The stakes feel awfully high these days and it can be rough on the psyche. I don’t think we’re supposed to constantly toggle between rage and despair, as a people. The good news is that the movies can be genuinely useful in times like these by distracting us with some seriously low-stakes situations.
To wit: The Phantom of the Open, a slight and entirely diverting British sports comedy, in theaters this Friday. English actor Mark Rylance headlines as Maurice Flitcroft, the real-life amateur golfer who infiltrated the elite British Open in 1976, posting the worst score in the history of the event. Flitcroft’s antics, famous in golf circles, were powered by equal parts naïveté and audacity. He simply sent in an application, the paperwork went sideways, and next thing he’s on TV with Tom Watson.
Flitcroft became a kind of folk hero after that, especially among amateur golfers and the sporting press of the day.
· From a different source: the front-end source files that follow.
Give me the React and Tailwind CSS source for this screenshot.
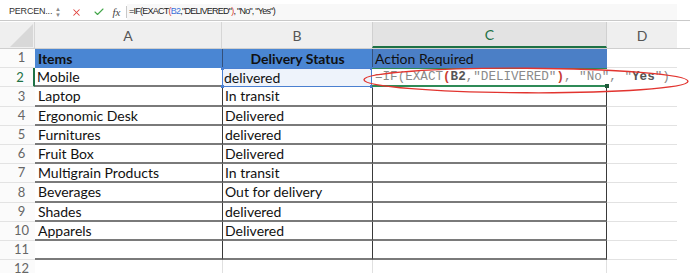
import React from "react";
import { X, Check } from "lucide-react";

const data = [
  ["Laptop", "In transit"],
  ["Ergonomic Desk", "Delivered"],
  ["Furnitures", "delivered"],
  ["Fruit Box", "Delivered"],
  ["Multigrain Products", "In transit"],
  ["Beverages", "Out for delivery"],
  ["Shades", "delivered"],
  ["Apparels", "Delivered"],
  ["", ""],
];

function RowNum({ n, active }) {
  return (
    <div
      className={
        active
          ? "w-[35px] shrink-0 h-full flex items-center justify-center pl-[7px] text-[13px] text-[#1e7145] border-r-2 border-r-[#1e7145] border-b border-b-[#e3e3e3] bg-[#fbfbfb]"
          : "w-[35px] shrink-0 h-full flex items-center justify-center pl-[8px] text-[13px] text-[#666] border-b border-b-[#e3e3e3] bg-[#fbfbfb]"
      }
    >
      {n}
    </div>
  );
}

function FormulaBar() {
  return (
    <div className="flex items-center h-[16px] bg-white font-['Liberation_Sans',sans-serif]">
      <div className="w-[62px] shrink-0 flex items-center pl-[9px] h-full">
        <span className="text-[9px] text-[#333] tracking-[-0.2px]">PERCEN...</span>
        <div className="ml-auto mr-[1px] flex flex-col items-center leading-none text-[#8a8a8a]">
          <span className="text-[6px] leading-[6px]">▲</span>
          <span className="text-[6px] leading-[6px]">▼</span>
        </div>
      </div>
      <div className="w-[28px] flex justify-center">
        <X size={11} strokeWidth={2.2} color="#e0413d" />
      </div>
      <div className="w-[18px] flex justify-center">
        <Check size={12} strokeWidth={2.2} color="#43a64a" />
      </div>
      <div className="w-[17px] flex justify-center">
        <span className="font-['Liberation_Serif',serif] italic text-[11px] text-[#444]">fx</span>
      </div>
      <div className="w-px h-[12px] bg-[#c8c8c8] ml-[1px]" />
      <div className="flex-1 h-full flex items-center pl-[2px] bg-[#f8f8f8] mr-[13px]">
        <span className="text-[9px] tracking-[-0.75px] text-[#222] whitespace-nowrap">
          =IF(EXACT<span className="text-[#d9412f]">(</span>
          <span className="text-[#3a6fd8]">B2</span>,"DELIVERED"
          <span className="text-[#d9412f]">)</span>, "No", "Yes")
        </span>
      </div>
    </div>
  );
}

function HeaderRow() {
  return (
    <div className="flex h-[27px] border-b border-b-[#cfcfcf] text-[14px] text-[#555]">
      <div className="w-[35px] shrink-0 h-full bg-[#efefef] border-r border-r-[#d6d6d6] relative">
        <svg className="absolute right-[1px] bottom-[1px]" width="23" height="23" viewBox="0 0 23 23">
          <polygon points="23,0 23,23 0,23" fill="#d8d8d8" />
        </svg>
      </div>
      <div className="w-[187px] shrink-0 bg-[#efefef] flex items-center justify-center border-r border-r-[#d6d6d6]">A</div>
      <div className="w-[150px] shrink-0 bg-[#efefef] flex items-center justify-center">B</div>
      <div className="w-[235px] shrink-0 bg-[#e3e3e3] flex items-center justify-center text-[#1e7145] border-b-2 border-b-[#1e7145] border-l border-l-[#d0d0d0] border-r border-r-[#d0d0d0]">C</div>
      <div className="w-[70px] shrink-0 bg-[#efefef] flex items-center justify-center">D</div>
      <div className="flex-1 bg-white" />
    </div>
  );
}

export default function App() {
  return (
    <div className="w-[690px] h-[273px] overflow-hidden bg-white relative font-['Lato',sans-serif]">
      <div className="h-[4px] bg-white" />
      <FormulaBar />
      <div className="h-px bg-[#c9c9c9]" />
      <div className="h-px bg-white" />
      <HeaderRow />

      {/* Row 1 */}
      <div className="flex h-[19.2px] text-[14px] text-[#111]">
        <RowNum n={1} />
        <div className="w-[187px] shrink-0 bg-[#4a86d3] flex items-center pl-[3px] font-bold">Items</div>
        <div className="w-[150px] shrink-0 bg-[#4a86d3] border-l border-l-[#34507a] flex items-center justify-center font-bold">Delivery Status</div>
        <div className="w-[235px] shrink-0 bg-[#4b7fc6] border-l border-l-[#34507a] flex items-center pl-[2px]">Action Required</div>
        <div className="w-[70px] shrink-0 border-b border-b-[#e2e2e2]" />
      </div>

      {/* Row 2 */}
      <div className="flex h-[19.2px] text-[14px] text-[#111]">
        <RowNum n={2} active />
        <div className="w-[187px] shrink-0 border-b-2 border-b-[#7a7a7a] flex items-center pl-[2px]">Mobile</div>
        <div className="w-[150px] shrink-0 border border-[#4a7fd0] bg-[#eef3fb] flex items-center pl-[1px] relative">
          delivered
          <span className="absolute left-[-2px] top-[-2px] w-[3px] h-[3px] bg-[#4a7fd0]" />
          <span className="absolute right-[-2px] top-[-2px] w-[3px] h-[3px] bg-[#4a7fd0]" />
          <span className="absolute left-[-2px] bottom-[-2px] w-[3px] h-[3px] bg-[#4a7fd0]" />
          <span className="absolute right-[-2px] bottom-[-2px] w-[3px] h-[3px] bg-[#4a7fd0]" />
        </div>
        <div className="w-[235px] shrink-0 border-t border-t-[#2f8a57] border-b-2 border-b-[#2f8a57] flex items-center pl-[3px] relative z-10 bg-white">
          <span className="font-['Liberation_Mono',monospace] text-[12.6px] whitespace-nowrap text-[#8a8a8a]">
            =IF(EXACT<b className="text-[#c93a32]">(</b>
            <b className="text-[#555]">B2</b>,"DELIVERED"
            <b className="text-[#c93a32]">)</b>, "No", "<b className="text-[#555]">Yes</b>")
          </span>
          <span className="absolute right-[-2px] bottom-[-3px] w-[4px] h-[4px] bg-[#1e5a3a]" />
        </div>
        <div className="w-[70px] shrink-0" />
      </div>

      {/* Rows 3-11 */}
      {data.map((r, i) => (
        <div key={i} className="flex h-[19.2px] text-[14px] text-[#111]">
          <RowNum n={i + 3} />
          <div className="w-[187px] shrink-0 border-b-2 border-b-[#7a7a7a] flex items-center pl-[3px] whitespace-nowrap">{r[0]}</div>
          <div className="w-[150px] shrink-0 border-l border-l-[#3a3a3a] border-b-2 border-b-[#7a7a7a] flex items-center pl-[2px] whitespace-nowrap">{r[1]}</div>
          <div className="w-[235px] shrink-0 border-l border-l-[#3a3a3a] border-r border-r-[#3a3a3a] border-b-2 border-b-[#7a7a7a]" />
          <div className="w-[70px] shrink-0 border-b border-b-[#e2e2e2]" />
        </div>
      ))}

      {/* Row 12 */}
      <div className="flex h-[19.2px] text-[14px] text-[#111]">
        <RowNum n={12} />
        <div className="w-[187px] shrink-0 border-b border-b-[#e2e2e2]" />
        <div className="w-[150px] shrink-0 border-l border-l-[#e0e0e0] border-b border-b-[#e2e2e2]" />
        <div className="w-[235px] shrink-0 border-l border-l-[#e0e0e0] border-r border-r-[#e0e0e0] border-b border-b-[#e2e2e2]" />
        <div className="w-[70px] shrink-0 border-b border-b-[#e2e2e2]" />
      </div>

      <svg className="absolute left-0 top-0 pointer-events-none z-20" width="690" height="273">
        <ellipse cx="526" cy="80.5" rx="162" ry="12.3" fill="none" stroke="#e2342f" strokeWidth="1.4" transform="rotate(0.3 526 80.5)" />
      </svg>
    </div>
  );
}
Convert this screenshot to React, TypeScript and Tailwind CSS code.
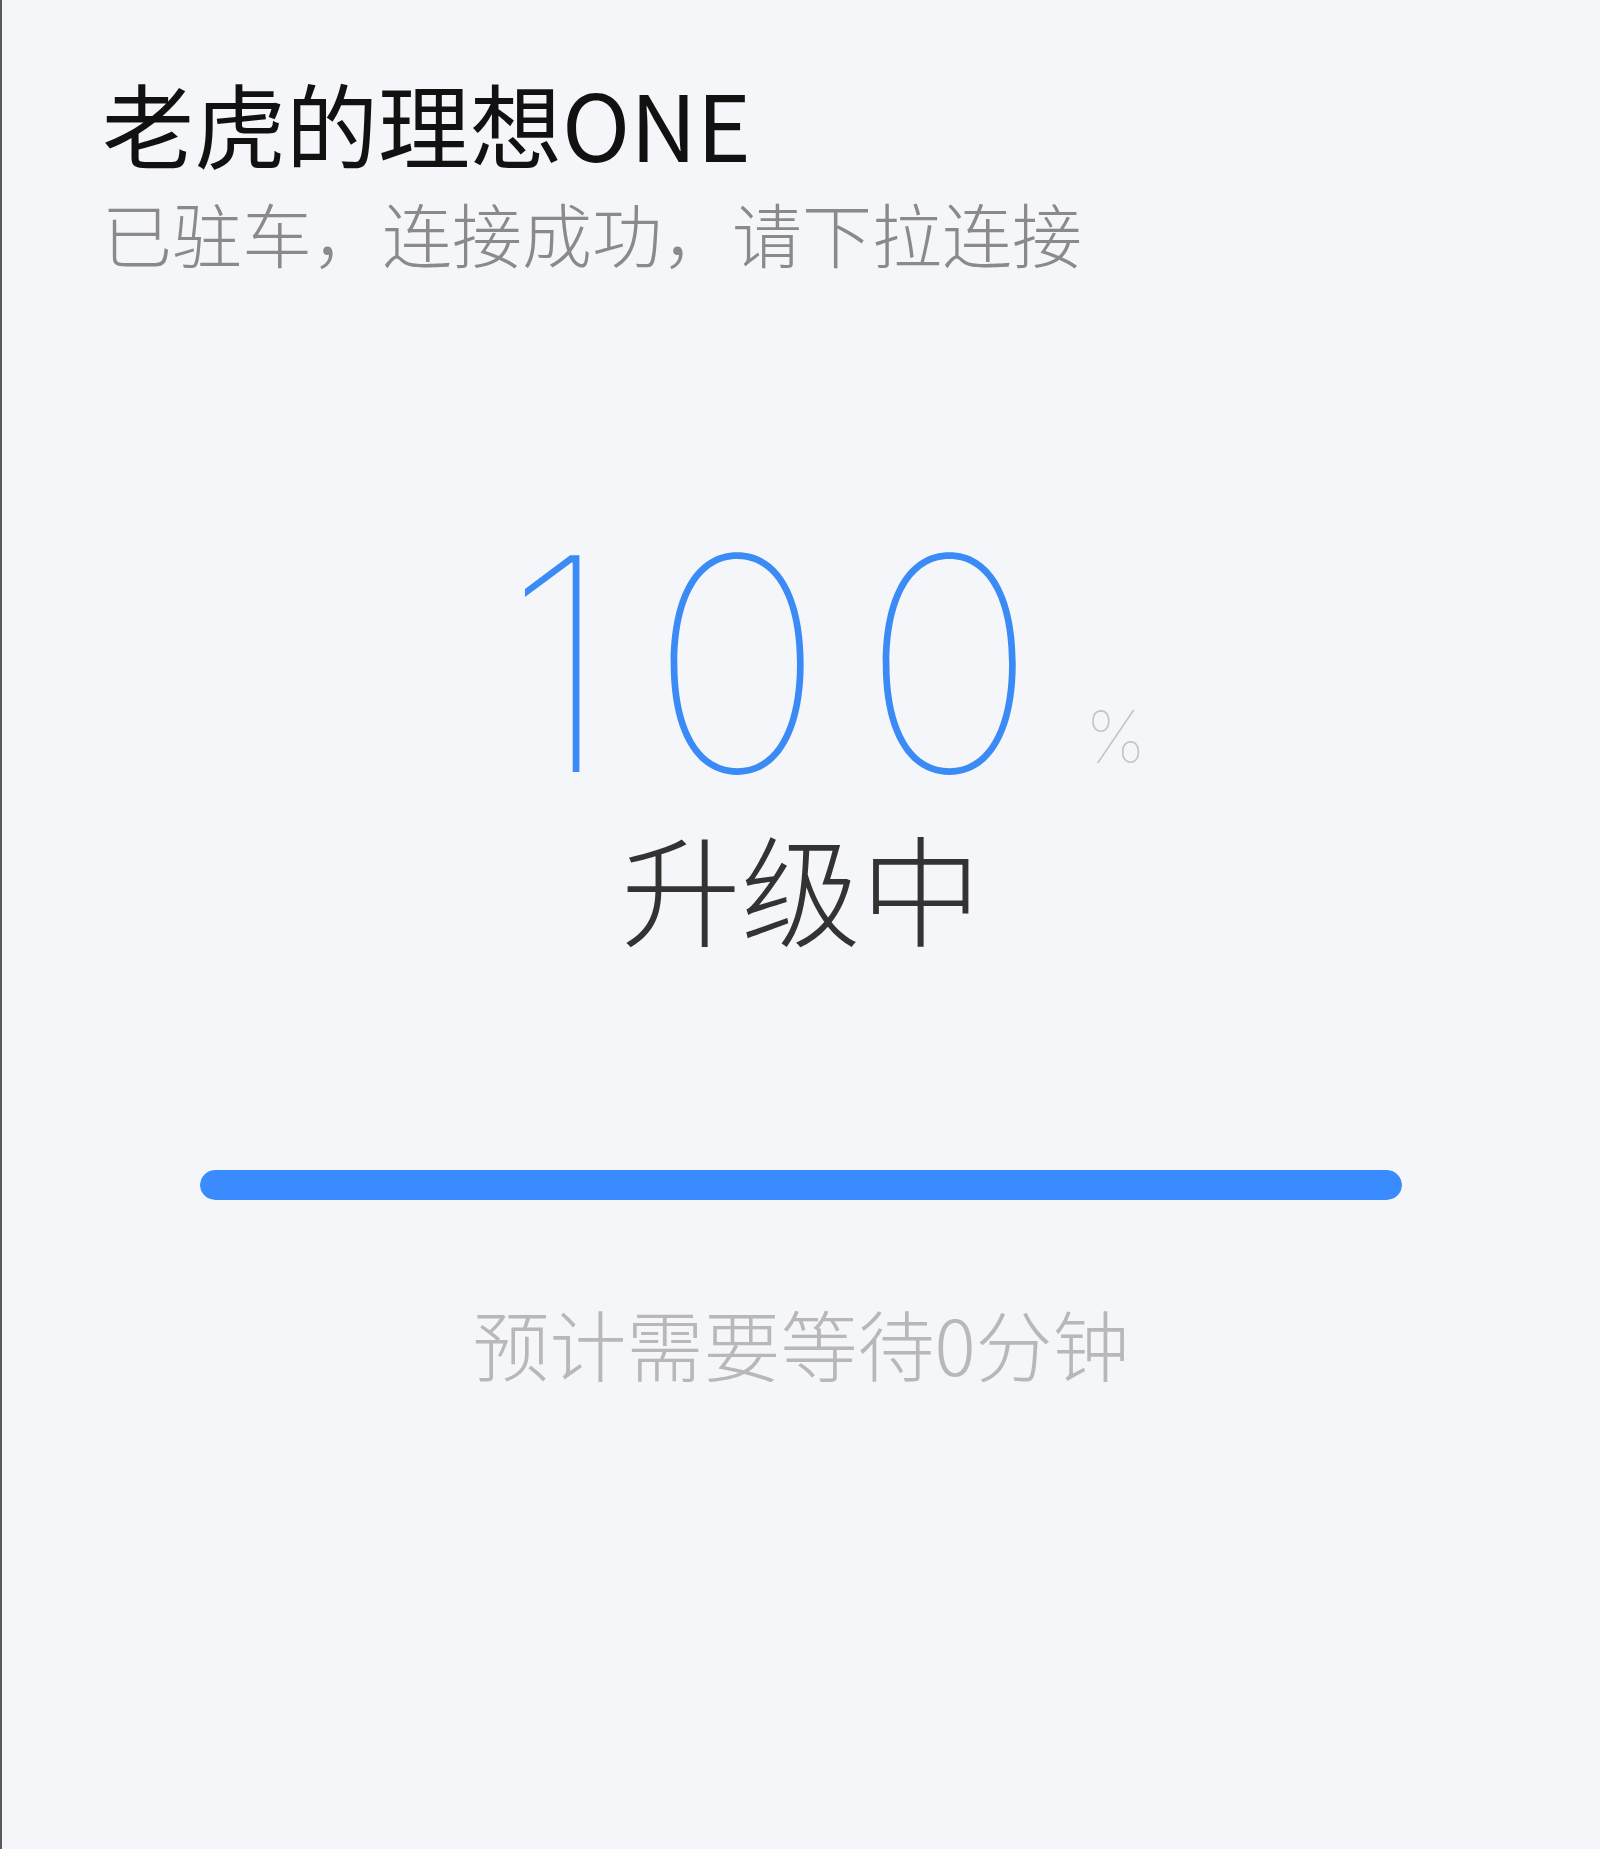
export default function App() {
  const progress = 100;

  return (
    <div className="h-[1849px] w-full bg-[#f5f6fa] border-l-2 border-[#5a5a5a] flex flex-col font-['Noto_Sans_CJK_SC',sans-serif]">
      {/* vehicle header */}
      <div className="pl-[100px] pt-[72px]">
        <h1 className="text-[92px] leading-[100px] text-[#111] font-normal">老虎的理想ONE</h1>
        <p className="mt-[16px] text-[70px] leading-[90px] text-[#8a8a8a] font-extralight">
          已驻车，连接成功，请下拉连接
        </p>
      </div>

      {/* upgrade status */}
      <div className="flex flex-col items-center mt-[236px]">
        <div className="flex items-end pl-[48px]">
          <span className="font-['Inter',sans-serif] font-thin text-[298px] leading-[300px] tracking-[36px] text-[#3a8bf6]">
            {progress}
          </span>
          <span className="ml-[12px] font-['Inter',sans-serif] font-thin text-[72px] leading-[70px] text-[#c4c4c4] mb-[42px]">%</span>
        </div>
        <div className="mt-[2px] text-[120px] leading-[140px] text-[#333] font-light">升级中</div>

        <div className="mt-[214px] w-[1202px] h-[30px] rounded-full bg-[#e4e8ef] overflow-hidden">
          <div className="h-full rounded-full bg-[#3a8bfd]" style={{ width: `${progress}%` }} />
        </div>

        <div className="mt-[98px] text-[77px] leading-[90px] text-[#b8b8b8] font-extralight">
          预计需要等待0分钟
        </div>
      </div>
    </div>
  );
}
The British Open is one of the snootiest gatherings in the Western world and Flitcroft’s blue-collar heroics were a middle finger to the snobs.
Director Craig Roberts takes the bones of Flitcroft’s real-life biography and fleshes out an amiable story about golf’s elitist nonsense and the power of family love. It’s a winning combination. There’s not much at stake here—no apocalyptic dilemmas, no violence, no real aggression, even. Phantom induces pleasant feelings the old-fashioned way, by earning them with stylish, well-crafted comedy.
Approximately 65 percent of the good feelings in Phantom are generated by veteran British actor Sally Hawkins, who takes the typically thankless spouse role and turns it into something better. Hawkins is famous for this kind of maneuver. She’s usually the best thing about any movie she’s in, and her billion-watt smile should really be considered a global alternative energy source.
As Maurice’s wife Jean, Hawkins brings warmth and wisdom to a story that regularly verges on slapstick. Her performance provides the critical emotional grounding that makes the rest of the comedy work. It’s an axiom that so many filmmakers miss: jokes are funnier when you really care about the people involved.
Rylance, meanwhile, gives a performance that expertly dances away from the traditional pitfalls of the “holy fool” archetype. Maurice isn’t all there, clearly. His earnestness and openness suggest a man unfamiliar with society’s cynical rules of engagement. But Rylance reveals Maurice in layers, and there’s a hint of the immortal Trickster in his manner. His schemes are modest and harmless, but they’re still schemes. He’s like a normcore pixie, sprinkled with the impossible luck of the faerie folk.
The supporting characters seem like screenplay inventions but evidently are true to life. Maurice’s twin teenage sons really were the world disco dancing champions of 1976, though I’m not sure how official any of these rankings are. The plot meanders around a bit like this, but incident is subordinate to character here. The story of Maurice Flitcroft could have gone a dozen different ways. Director Roberts found one of the more interesting approaches.
If his technique feels a little heavy-handed, that’s easily forgiven. The sports comedy has certain requisite beats, and Roberts’s take on the training montage is funny, at least. His attempts at stylized hallucinations don’t really land—think The Big Lebowski but with golf instead of bowling. And the intrusive musical score is a distraction.
But you know what? Who cares? At least the entire goddamn world isn’t collapsing, and the most serious crime is 1970s casualwear. The Phantom of the Open is a respite, humbly submitted by Britain’s professional filmmaking community. We’ll take it! Thanks, guys.